If these readings are calibrated properly (no guarantee of that, of course), Sean Manaea's fastball is Doolittle + tail.
And then, right on cue, Manaea did it again. The second batter of the 2nd inning got three fastballs at 94, 94, and 95, all up-and-in to the lefty hitter, and then a 79 mph slider that began up-and-in but dropped right on the inside corner to freeze him.
The final batter saw something a bit different, as three of his five pitches were classified as cutters. I don't know if that is correct or not, but I do agree that the final Strike 3 did not look like a slider. I wonder if it was actually his changeup, but got misclassified either because he throws so hard or because it simply didn't move like it was supposed to? We're getting beyond my expertise as an eyeball scout, so we'll just leave it at "a tertiary option behind the heater and slider." Either way, the first offspeed pitch stayed up but caught the righty batter looking, the next one was fouled off, and (after another fastball to mix the speeds) the final one broke down around his ankles and got the batter to go too far around on a checked swing.
Here is a video from MLB.com so that you can at least see the highlights. These are the final pitches of each of his four strikeouts, so you're getting three sliders (but not the heaters that set them up) and one of the cutter/change/whatevers.
My takeaways from this start:
- Manaea's fastball is for real, which is good since it's supposed to be his top tool. Granted, he won't necessarily be throwing 97 mph when he's making full-length starts, but if he's in the 93-95 range then that's fine. In Dan's quote above, he mentions scouts using the word "unhittable," and that term is straight out of his MLB.com scouting report. I don't think it's an exaggeration.
- He does indeed have work to do on his control and command, but he also showed how he will sometimes be able to get away with some wildness. Effective wildness is not a long-term strategy to rely on, but it gives me a hint that even when things aren't going quite right he might still be able to find ways to retire hitters.
- We got to see a glimpse of his pickoff move. Profar broke too early from first base (on first move, I presume?), but Manaea took so long to get the ball to first (both a slow move and a weak throw) that by the time the first baseman got the ball and relayed it to second base Profar was safe easily. So, mixed results, I suppose; good job catching the runner, but bad job executing the rest of the play to turn it into an out. I don't know if this was just a one-time mistake in a big game when we all happened to be watching, or if this is an area he needs to work on.

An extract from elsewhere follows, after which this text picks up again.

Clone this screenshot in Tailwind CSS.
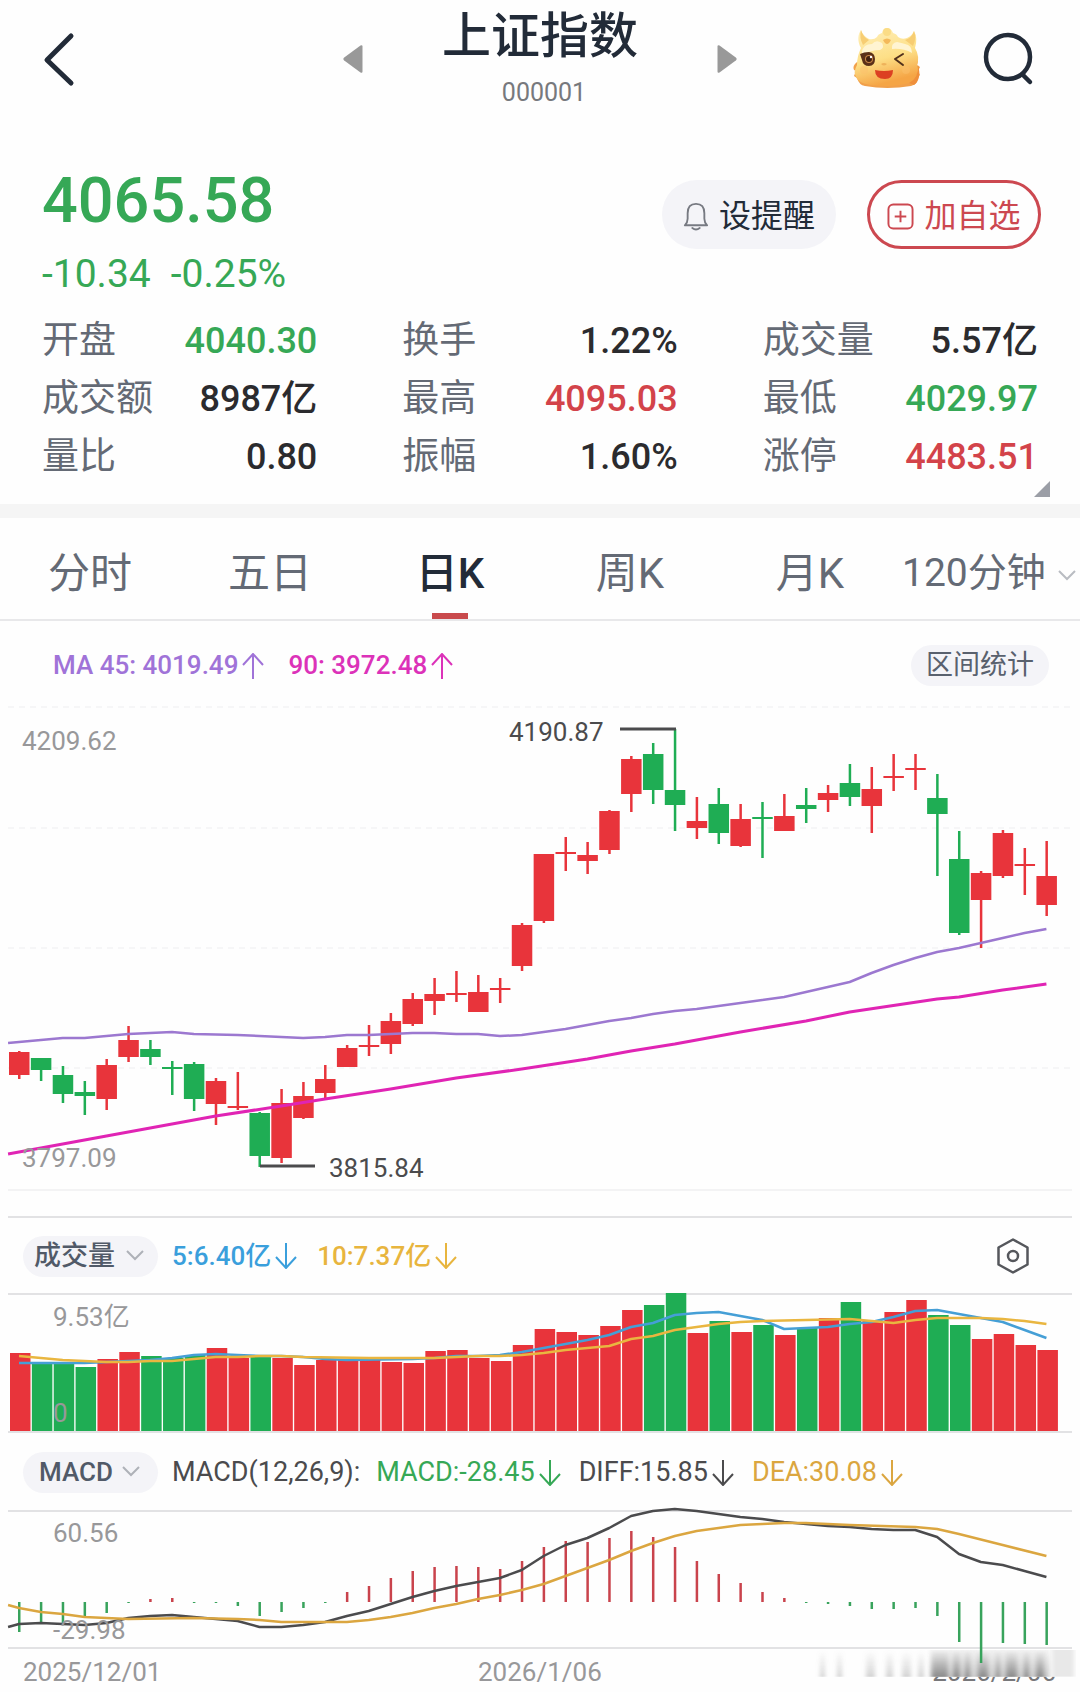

- In the interest of full disclosure, I have to share something that I found while researching. All four batters Manaea struck out played in High-A this year, so it's not like he just dominated a bunch of Triple-A hitters and is now definitely ready to debut in Oakland. Granted, these particular High-A hitters were good enough to start in the AFL All-Star Game, and most are in their teams' top-20 lists, but it just seemed noteworthy. The most advanced hitter he faced was Profar, who has MLB experience, but he didn't hit the zone once in that at-bat.
Pinder & Nunez
Oh, Chad Pinder (SS) and Renato Nunez (3B) both started as well.
- Pinder played the whole game but didn't have a great day -- he struck out in his first at-bat, grounded out his next time up, and then bounced into a double play in his third trip. Meanwhile, he made an error in the field by flubbing a routine ground ball, though it didn't lead to any runs. However, he did manage to collect a hit in his final at-bat, knocking a sharp single the other way into right field. Pinder is big for a middle infielder, standing 6'2, and after seeing him in the batter's box I'm no longer surprised that he's started hitting for so much power. As for speed, he wasn't burning down the line on his groundouts but he also wasn't butlering either; I'd call his speed average.
- Nunez only got two at-bats and went 0-for-2, with a weak groundout and a strikeout. To his credit, though, he hustled down the line on the groundout -- I believe he beat out the infield hit because the first baseman's foot came off the bag, but the ump ruled that the foot stayed on long enough and Nunez was called out.
The Mesa Solar Sox play their next game on Monday at 5:35 p.m. PT.